To model the impact of curtailment on battery revenues, we would need to understand the level of curtailment the site is likely to face. So, the number of hours that restrictions could be placed, and what those restrictions look like - if all exports are set to 0, or all imports, or maybe exports limited to 50% over solar peak hours in the summer months, for example.

Our dispatch model can show what the impact on revenues will be for such curtailments, under a custom run. Please contact the team so we can understand what this could look like for your site.

There is a bit more info on active network management here.

How do we treat a cycle?

One cycle is defined as the energy throughput of a battery relative to the nameplate or starting capacity of the site.
For a site that was 100MWh in capacity on day 1 of its life, one cycle is the same throughput throughout its lifetime: 100MWh. Throughput is defined as discharge energy.

So, after 7,000 cycles, that site will still discharge 100MWh to perform its 7001st cycle, even if it's now degraded down to 70% of that initial capacity and can only store 70MWh now.

Cycling is defined like this to be aligned with battery warranties.

Cycles in the forecast spreadsheets consider battery actions within the day-ahead and frequency markets. The cycling is then topped up to the maximum number of cycles permitted per day in the Balancing Mechanism (when it is profitable to cycle here).

With more and more subsidy-free wind at the back end of the forecast horizon, we find are fewer double-price spikes within a day, and more and more zero-priced days. This means that over the forecast horizon, we tend to see less cycling in the day ahead markets.

Are electricity import costs included in the BESS revenue forecast?

Yes, they are.

Our dispatch model works out when to charge and when to discharge. The revenue in wholesale markets we present is the net of this position.

In our ancillary modelling, we account for the energy cost (or revenue) of importing power to be able to discharge (or charge) in response to low (or high) grid frequency. This reflects the cost of the state of charge management, and is shown in wholesale costs. Given the requirements of the particular service, we limit the state of charge in both upper and lower directions. In addition, we take into account the cost of charging in response to high grid frequency, and discharging when grid frequency is low, using historic data as an input to the expected throughput of each service.

Do you consider Distribution Use of System charges in the revenue forecast?

We do not include Distribution Use of System (DUoS) charges in our revenue forecasts. This is because the majority of battery sites are connected at EHV on the distrbution networks. DUoS rates are very close to 0 for these sites.

We do not model fixed costs in our revenue forecast - like fixed DUoS or standing charges. Batteries are exempt from most of these costs.

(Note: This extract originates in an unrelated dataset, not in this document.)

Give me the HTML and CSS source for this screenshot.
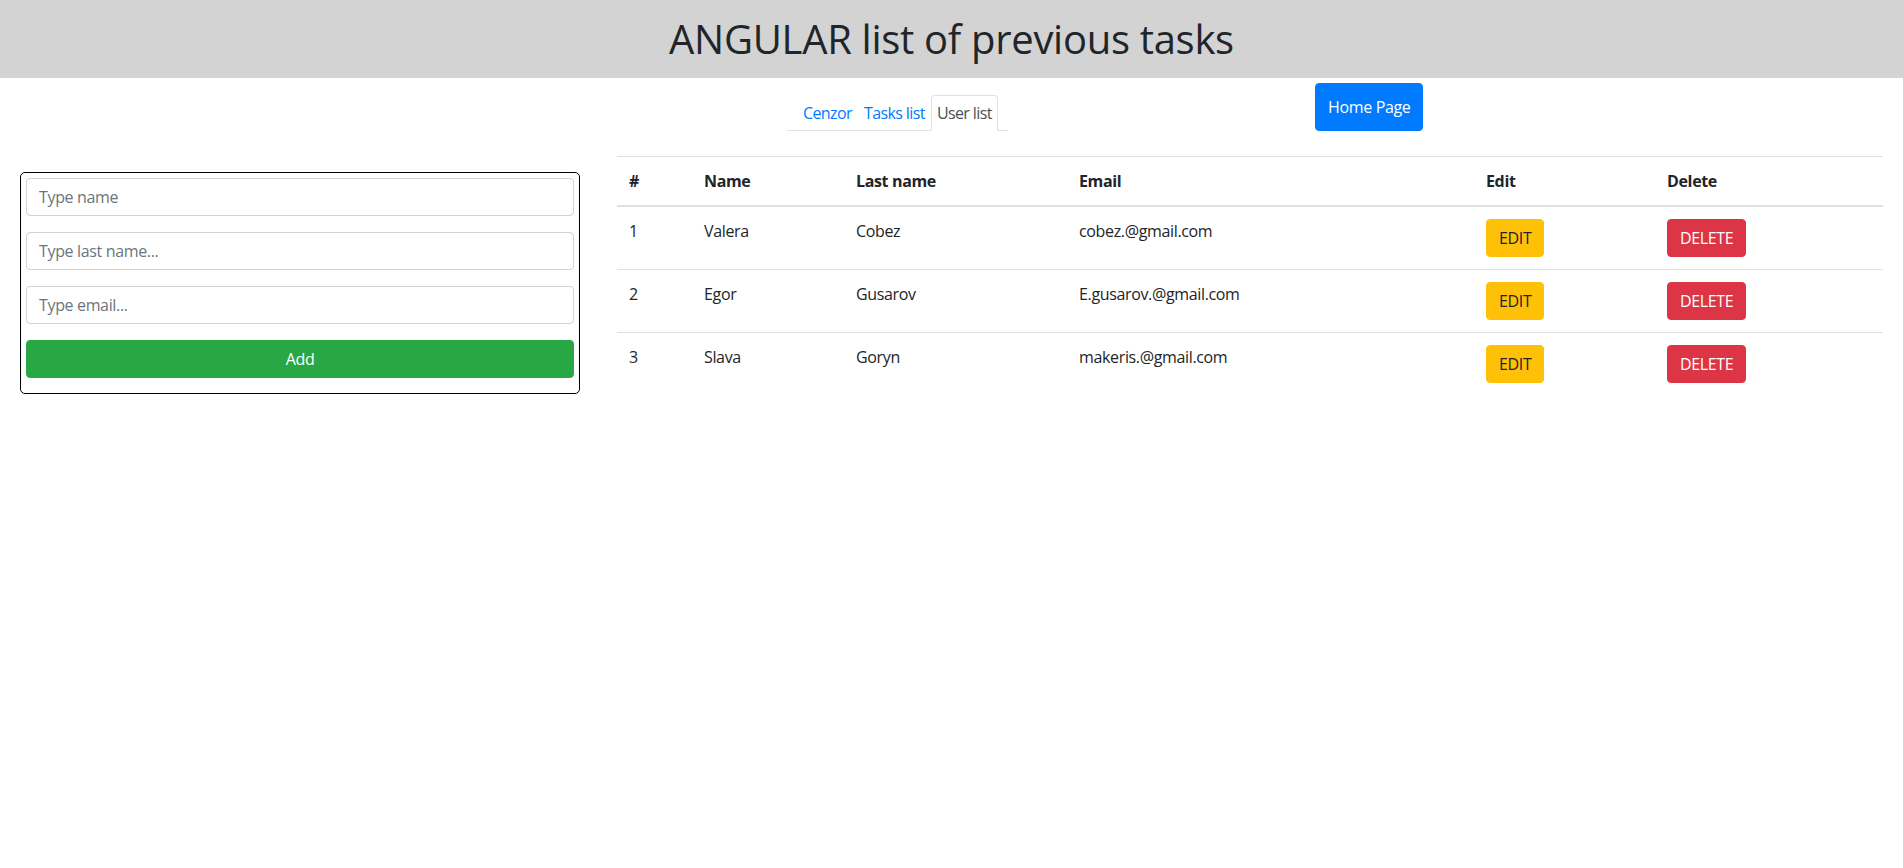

Why do annual demand TWh not match total generation TWh in the scenario databook?

The demand we show is domestic only, so excluding any demand from interconnectors, energy storage, and curtailment of renewables.

In 2050 we have 55GW of energy storage (battery, pumped, and other) and 22GW of interconnection. These represent a significant demand - energy is lost in charging each of the storage types due to efficiencies, and interconnectors represent a demand when we export power to the continent.